- Born: June 22, 1925 London, Ontario
- Died: March 17, 2005 (aged 79) Nanaimo, British Columbia
- Education: London Central Collegiate Institute
- Occupation: music manager
- Years active: 1950s – 1973
- Spouse: Barbara Jean Robinson (m.1964)
- Children: Jonathan, Joshua
- Awards: Gold Leaf Award – 'Canadian Industry Music Industry Man of the Year'

= Saul Holiff =

Canadian music promoter and manager

Saul Holiff (June 22, 1925 – March 17, 2005) was a Canadian music promoter and Johnny Cash's manager for thirteen years.

Saul Holiff was born in London, Ontario, on June 22, 1925. He dropped out of high school, the London Central Collegiate Institute, when he was fifteen, and worked a variety of jobs: delivered newspapers, ran a fruit and vegetable business, drove trucks, worked as a puddler at the Steel Company of Canada, a traveling salesman, and a self-employed clothing merchant. During World War II he trained as a rear air gunner in the Royal Canadian Air Force.

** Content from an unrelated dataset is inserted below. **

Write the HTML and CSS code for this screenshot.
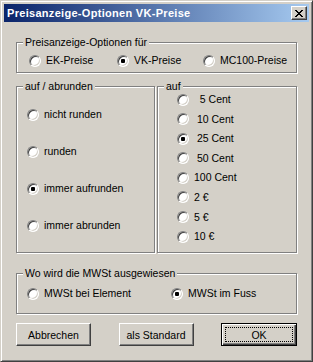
FILE: index.html
```html
<!DOCTYPE html>
<html lang="de">
<head>
<meta charset="UTF-8">
<title>Preisanzeige-Optionen VK-Preise</title>
<link rel="stylesheet" href="styles.css">
</head>
<body>

<div class="win">
  <div class="titlebar">
    <span class="title">Preisanzeige-Optionen VK-Preise</span>
    <span class="close">
      <svg width="8" height="7" viewBox="0 0 8 7" shape-rendering="crispEdges">
        <path d="M0 0h2v1h-2z M6 0h2v1h-2z M1 1h2v1h-2z M5 1h2v1h-2z M2 2h4v1h-4z M3 3h2v1h-2z M2 4h4v1h-4z M1 5h2v1h-2z M5 5h2v1h-2z M0 6h2v1h-2z M6 6h2v1h-2z" fill="#000"/>
      </svg>
    </span>
  </div>

  <div class="content">
    <!-- Preisart -->
    <div class="grp grp-art">
      <span class="legend">Preisanzeige-Optionen für</span>
      <div class="row">
        <label class="opt w88"><span class="radio"></span>EK-Preise</label>
        <label class="opt w86"><span class="radio on"></span>VK-Preise</label>
        <label class="opt"><span class="radio"></span>MC100-Preise</label>
      </div>
    </div>

    <div class="cols">
      <div class="grp grp-runden">
        <span class="legend">auf / abrunden</span>
        <label class="opt"><span class="radio"></span>nicht runden</label>
        <label class="opt"><span class="radio"></span>runden</label>
        <label class="opt"><span class="radio on"></span>immer aufrunden</label>
        <label class="opt"><span class="radio"></span>immer abrunden</label>
      </div>
      <div class="grp grp-auf">
        <span class="legend">auf</span>
        <label class="opt"><span class="radio"></span>&nbsp;&nbsp;5 Cent</label>
        <label class="opt"><span class="radio"></span>&nbsp;10 Cent</label>
        <label class="opt"><span class="radio on"></span>&nbsp;25 Cent</label>
        <label class="opt"><span class="radio"></span>&nbsp;50 Cent</label>
        <label class="opt"><span class="radio"></span>100 Cent</label>
        <label class="opt"><span class="radio"></span>2 €</label>
        <label class="opt"><span class="radio"></span>5 €</label>
        <label class="opt"><span class="radio"></span>10 €</label>
      </div>
    </div>

    <!-- MWSt -->
    <div class="grp grp-mwst">
      <span class="legend">Wo wird die MWSt ausgewiesen</span>
      <div class="row">
        <label class="opt w144"><span class="radio"></span>MWSt bei Element</label>
        <label class="opt"><span class="radio on"></span>MWSt im Fuss</label>
      </div>
    </div>

    <div class="buttons">
      <button class="btn">Abbrechen</button>
      <button class="btn">als Standard</button>
      <button class="btn def">OK</button>
    </div>
  </div>
</div>

</body>
</html>
```

FILE: styles.css
```css
html, body { margin:0; padding:0; background:#d4d0c8; }
body { font-family:"Liberation Sans", Arial, sans-serif; font-size:10.5px; color:#000; }

.win {
  width:313px; height:362px; box-sizing:border-box;
  background:#d4d0c8; padding:3px;
  border:1px solid; border-color:#d4d0c8 #404040 #404040 #d4d0c8;
  box-shadow: inset 1px 1px #fff, inset -1px -1px #808080;
}

/* Titelleiste */
.titlebar {
  height:18px; display:flex; align-items:center; justify-content:space-between;
  padding-left:3px; padding-right:2px;
  background:linear-gradient(to right, #0a246a, #a6caf0);
}
.title { color:#fff; font-weight:700; font-size:11px; letter-spacing:.3px; line-height:13px; }
.close {
  width:16px; height:14px; box-sizing:border-box;
  display:flex; align-items:center; justify-content:center;
  background:#d4d0c8;
  border:1px solid; border-color:#fff #404040 #404040 #fff;
  box-shadow: inset -1px -1px #808080;
}
.close svg { display:block; margin-left:-1px; }

.content { padding:0 12px; }

/* Gruppenrahmen */
.grp {
  position:relative; box-sizing:border-box;
  border:1px solid #808080;
  box-shadow: inset 1px 1px #fff, 1px 1px #fff;
}
.legend {
  position:absolute; top:-7px; left:6px;
  padding:0 2px; background:#d4d0c8; line-height:13px; white-space:nowrap;
}

.grp-art { margin-top:20px; height:31px; padding:11px 0 0 12px; }
.cols { display:flex; gap:2px; margin-top:13px; }
.grp-runden {
  width:139px; height:167px; padding:21px 0 0 10px;
  display:flex; flex-direction:column; gap:24px;
}
.grp-auf {
  width:140px; height:167px; padding:6px 0 0 19px;
  display:flex; flex-direction:column; gap:6.6px;
}
.grp-mwst { margin-top:20px; height:41px; padding:13px 0 0 10px; }

.row { display:flex; }
.w88 { width:88px; }
.w86 { width:86px; }
.w144 { width:144px; }

.opt { display:flex; align-items:center; height:13px; line-height:13px; white-space:nowrap; }

/* Optionsfelder */
.radio {
  position:relative; flex:none;
  width:12px; height:12px; box-sizing:border-box; margin-right:5px;
  border-radius:50%; background:#fff;
  border:1px solid; border-color:#808080 #fff #fff #808080;
  box-shadow: inset 1px 1px #404040, inset -1px -1px #d4d0c8;
}
.radio.on::after {
  content:""; position:absolute; left:3px; top:3px;
  width:4px; height:4px; border-radius:1px; background:#000;
}

/* Schaltflächen */
.buttons { display:flex; justify-content:space-between; margin-top:9px; }
.btn {
  width:75px; height:23px; padding:0; box-sizing:border-box;
  font-family:inherit; font-size:10.5px; color:#000;
  background:#d4d0c8;
  border:1px solid; border-color:#fff #404040 #404040 #fff;
  box-shadow: inset -1px -1px #808080;
}
.btn.def {
  width:76px;
  border:1px solid #000;
  box-shadow: inset 1px 1px #fff, inset -1px -1px #404040, inset -2px -2px #808080;
  outline:1px dotted #000; outline-offset:-5px;
}
```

In the 1950s he performed at London's Grand Theatre in a variety of roles before becoming a concert promoter and manager with offices in London, Los Angeles and Nashville. He promoted such acts as Bill Haley and the Comets, Paul Anka and Johnny Cash through smaller venues such as his own restaurant, Sol's Square Boy.

Holiff managed Johnny Cash’s career from 1960 to 1973. He also managed Tommy Hunter, Debbie Lori Kaye and The Statler Brothers. In 1961 Holiff was responsible for introducing singer June Carter into Cash's act.

In 1970 Holiff won a Gold Leaf Award for 'Canadian Industry Music Industry Man of the Year'. These awards were the precursor to the Juno Awards.

Cash and Holiff had a tumultuous relationship, which is highlighted in the 2012 film My Father and the Man in Black, an award-winning documentary created by Holiff's son Jonathan.

Holiff negotiated a $75,000 settlement agreement with Gordon Jenkins because of the similarity of Cash's hit "Folsom Prison Blues" to a Jenkins song.

After Holiff quit as Cash's manager in 1973, he retired from show business. He enrolled at the University of Victoria, and earned a bachelor's degree in history.

Holiff died by suicide on March 17, 2005, in Nanaimo, British Columbia.

==Honours and legacy==
In 2018 he was awarded a posthumous lifetime achievement award at the Forrest City London Music Awards.

The Holiff family archives, which include materials related to Holiff's management of Johnny Cash and the documentary My Father and the Man in Black, are held at the University of Victoria Libraries Special Collections and University Archives.